Qualifying for financing for non-warrantable condos entails meeting certain criteria that differ from those for conventional loans. Here’s what lenders typically look at:

Good Credit: These loans typically require a higher credit score compared to regular conventional loans. 680 is required along with a strong credit history, you may qualify for a lower interest rate with a higher score This can result in lower monthly payments and potentially lower overall costs over the life of the loan.

Income Verification: Buyers must provide evidence of stable income to demonstrate their capacity to meet mortgage payments and other financial obligations. As a lender we require the buyer’s debt-to-income ratio to be 43% or less in order to assess their ability to manage additional debt.
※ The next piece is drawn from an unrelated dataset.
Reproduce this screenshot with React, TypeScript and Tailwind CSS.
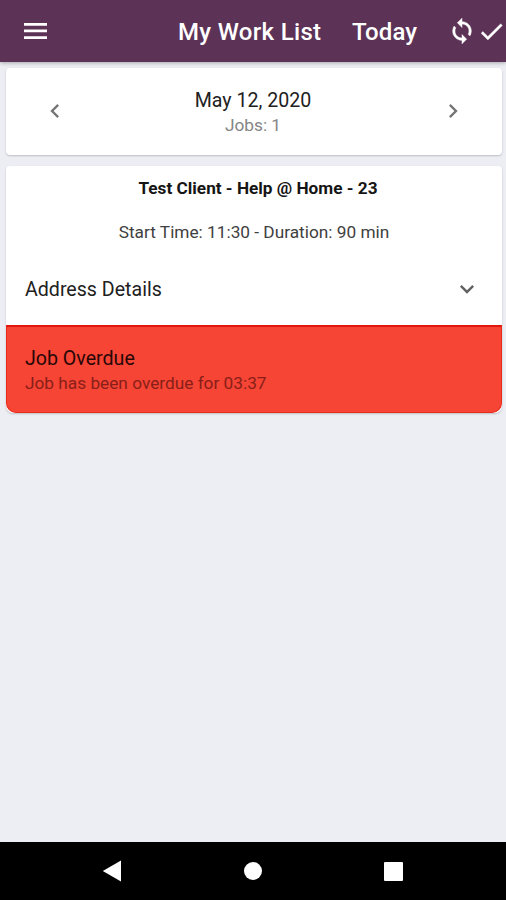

Down Payment: Non-warrantable condos often require larger down payments compared to conventional loans to mitigate the lender’s risk. Buyers need a 20% down payment to secure financing for these properties.

Cash Reserves: Liquid cash reserves are required after down payment, of 6 months often expressed as the number of months’ worth of mortgage payments you should have saved.

What are some requirements for getting a non-warrantable condo loan?

Securing financing for non-warrantable condos means exploring different options. Here are some financing requirements and strategies to consider:

Specialized Lenders: Buyers can seek financing from specialized lenders who offer non-conforming loan products tailored to non-warrantable condos. These lenders may have more flexible underwriting criteria and a deeper understanding of the unique challenges associated with these properties.

Portfolio Loans: Portfolio lenders, including local banks and credit unions, may extend portfolio loan programs that offer greater flexibility in underwriting criteria. These loans are typically retained in the lender’s portfolio rather than sold on the secondary market, enabling more personalized financing solutions.

Higher Interest Rates: Due to the heightened risk associated with non-warrantable condos, borrowers may encounter higher interest rates compared to conventional mortgages. It is essential for buyers to carefully assess the long-term costs and benefits of financing options to make informed decisions.

Consultation with Real Estate Professionals: Collaborating with experienced real estate agents, mortgage brokers, and attorneys can provide invaluable guidance and insights throughout the purchasing process. These professionals possess the expertise to navigate the intricacies of non-warrantable condos and identify suitable financing solutions tailored to the buyer’s needs and circumstances.

Is a non-warrantable condo loan a good idea?

Non-warrantable condos represent a unique segment of the real estate market, offering both challenges and opportunities for potential buyers. Understanding the qualification essentials and financing requirements associated with these properties is paramount for making informed decisions and mitigating any risks. By assessing your financial readiness, exploring alternative financing options, and leveraging the expertise of seasoned professionals, you can easily navigate the seemingly complex process of getting non-warrantable condo loan.